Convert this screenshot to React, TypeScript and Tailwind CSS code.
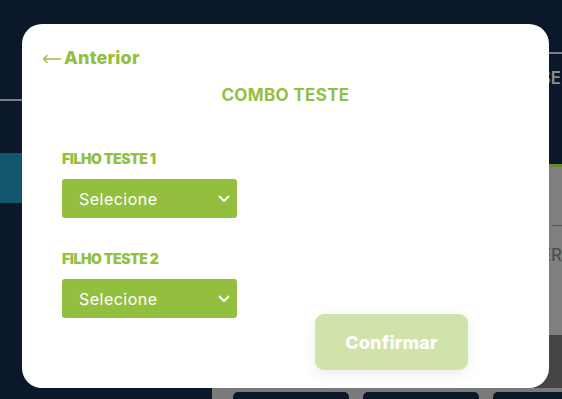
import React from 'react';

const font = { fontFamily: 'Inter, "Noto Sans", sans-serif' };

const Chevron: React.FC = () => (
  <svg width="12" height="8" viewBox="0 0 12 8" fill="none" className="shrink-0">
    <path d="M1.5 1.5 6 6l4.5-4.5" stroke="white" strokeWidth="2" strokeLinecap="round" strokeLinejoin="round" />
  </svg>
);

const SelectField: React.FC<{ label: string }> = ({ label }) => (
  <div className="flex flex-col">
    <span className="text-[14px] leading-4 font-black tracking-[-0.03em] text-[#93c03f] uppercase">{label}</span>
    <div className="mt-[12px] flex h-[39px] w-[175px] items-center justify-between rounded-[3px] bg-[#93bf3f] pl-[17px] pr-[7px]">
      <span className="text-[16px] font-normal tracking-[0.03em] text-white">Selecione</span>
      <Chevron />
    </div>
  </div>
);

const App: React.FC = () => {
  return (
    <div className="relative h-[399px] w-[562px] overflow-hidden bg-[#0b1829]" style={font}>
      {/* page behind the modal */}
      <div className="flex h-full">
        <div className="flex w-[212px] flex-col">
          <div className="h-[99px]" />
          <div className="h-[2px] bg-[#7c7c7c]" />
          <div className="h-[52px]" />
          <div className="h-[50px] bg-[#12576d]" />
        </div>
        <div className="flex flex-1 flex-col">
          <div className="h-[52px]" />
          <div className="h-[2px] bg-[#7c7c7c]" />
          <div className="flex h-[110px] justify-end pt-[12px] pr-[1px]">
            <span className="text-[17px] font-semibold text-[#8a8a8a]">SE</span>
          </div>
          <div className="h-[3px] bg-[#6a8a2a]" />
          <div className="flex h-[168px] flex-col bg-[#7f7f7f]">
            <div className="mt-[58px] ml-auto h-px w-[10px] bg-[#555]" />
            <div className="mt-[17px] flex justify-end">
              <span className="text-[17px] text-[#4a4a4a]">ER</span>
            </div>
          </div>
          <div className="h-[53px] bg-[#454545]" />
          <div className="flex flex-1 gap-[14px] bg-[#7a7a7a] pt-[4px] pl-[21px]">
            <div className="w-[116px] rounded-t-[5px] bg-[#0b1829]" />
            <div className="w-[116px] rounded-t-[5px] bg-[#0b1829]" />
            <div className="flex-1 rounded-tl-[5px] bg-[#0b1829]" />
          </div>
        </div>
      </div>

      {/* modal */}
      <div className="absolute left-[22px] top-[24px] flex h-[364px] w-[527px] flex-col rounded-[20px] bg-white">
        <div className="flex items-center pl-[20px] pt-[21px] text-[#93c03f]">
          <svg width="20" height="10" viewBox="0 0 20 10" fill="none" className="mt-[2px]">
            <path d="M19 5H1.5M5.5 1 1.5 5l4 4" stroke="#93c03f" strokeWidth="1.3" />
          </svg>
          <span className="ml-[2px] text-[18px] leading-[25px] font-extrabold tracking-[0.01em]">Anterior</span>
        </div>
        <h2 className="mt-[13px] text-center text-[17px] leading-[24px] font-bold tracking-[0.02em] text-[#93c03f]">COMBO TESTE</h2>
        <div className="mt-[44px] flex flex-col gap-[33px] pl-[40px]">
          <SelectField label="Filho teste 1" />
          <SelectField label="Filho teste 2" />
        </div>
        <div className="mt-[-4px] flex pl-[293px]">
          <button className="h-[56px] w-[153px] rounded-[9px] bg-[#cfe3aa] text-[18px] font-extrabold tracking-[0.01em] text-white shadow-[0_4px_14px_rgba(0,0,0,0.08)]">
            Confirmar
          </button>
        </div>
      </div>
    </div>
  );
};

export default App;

**What you should do**
Quote the full listing above word for word; exclude every picture from the copy.

**Full response**
Convert this screenshot to React, TypeScript and Tailwind CSS code.
import React from 'react';

const font = { fontFamily: 'Inter, "Noto Sans", sans-serif' };

const Chevron: React.FC = () => (
  <svg width="12" height="8" viewBox="0 0 12 8" fill="none" className="shrink-0">
    <path d="M1.5 1.5 6 6l4.5-4.5" stroke="white" strokeWidth="2" strokeLinecap="round" strokeLinejoin="round" />
  </svg>
);

const SelectField: React.FC<{ label: string }> = ({ label }) => (
  <div className="flex flex-col">
    <span className="text-[14px] leading-4 font-black tracking-[-0.03em] text-[#93c03f] uppercase">{label}</span>
    <div className="mt-[12px] flex h-[39px] w-[175px] items-center justify-between rounded-[3px] bg-[#93bf3f] pl-[17px] pr-[7px]">
      <span className="text-[16px] font-normal tracking-[0.03em] text-white">Selecione</span>
      <Chevron />
    </div>
  </div>
);

const App: React.FC = () => {
  return (
    <div className="relative h-[399px] w-[562px] overflow-hidden bg-[#0b1829]" style={font}>
      {/* page behind the modal */}
      <div className="flex h-full">
        <div className="flex w-[212px] flex-col">
          <div className="h-[99px]" />
          <div className="h-[2px] bg-[#7c7c7c]" />
          <div className="h-[52px]" />
          <div className="h-[50px] bg-[#12576d]" />
        </div>
        <div className="flex flex-1 flex-col">
          <div className="h-[52px]" />
          <div className="h-[2px] bg-[#7c7c7c]" />
          <div className="flex h-[110px] justify-end pt-[12px] pr-[1px]">
            <span className="text-[17px] font-semibold text-[#8a8a8a]">SE</span>
          </div>
          <div className="h-[3px] bg-[#6a8a2a]" />
          <div className="flex h-[168px] flex-col bg-[#7f7f7f]">
            <div className="mt-[58px] ml-auto h-px w-[10px] bg-[#555]" />
            <div className="mt-[17px] flex justify-end">
              <span className="text-[17px] text-[#4a4a4a]">ER</span>
            </div>
          </div>
          <div className="h-[53px] bg-[#454545]" />
          <div className="flex flex-1 gap-[14px] bg-[#7a7a7a] pt-[4px] pl-[21px]">
            <div className="w-[116px] rounded-t-[5px] bg-[#0b1829]" />
            <div className="w-[116px] rounded-t-[5px] bg-[#0b1829]" />
            <div className="flex-1 rounded-tl-[5px] bg-[#0b1829]" />
          </div>
        </div>
      </div>

      {/* modal */}
      <div className="absolute left-[22px] top-[24px] flex h-[364px] w-[527px] flex-col rounded-[20px] bg-white">
        <div className="flex items-center pl-[20px] pt-[21px] text-[#93c03f]">
          <svg width="20" height="10" viewBox="0 0 20 10" fill="none" className="mt-[2px]">
            <path d="M19 5H1.5M5.5 1 1.5 5l4 4" stroke="#93c03f" strokeWidth="1.3" />
          </svg>
          <span className="ml-[2px] text-[18px] leading-[25px] font-extrabold tracking-[0.01em]">Anterior</span>
        </div>
        <h2 className="mt-[13px] text-center text-[17px] leading-[24px] font-bold tracking-[0.02em] text-[#93c03f]">COMBO TESTE</h2>
        <div className="mt-[44px] flex flex-col gap-[33px] pl-[40px]">
          <SelectField label="Filho teste 1" />
          <SelectField label="Filho teste 2" />
        </div>
        <div className="mt-[-4px] flex pl-[293px]">
          <button className="h-[56px] w-[153px] rounded-[9px] bg-[#cfe3aa] text-[18px] font-extrabold tracking-[0.01em] text-white shadow-[0_4px_14px_rgba(0,0,0,0.08)]">
            Confirmar
          </button>
        </div>
      </div>
    </div>
  );
};

export default App;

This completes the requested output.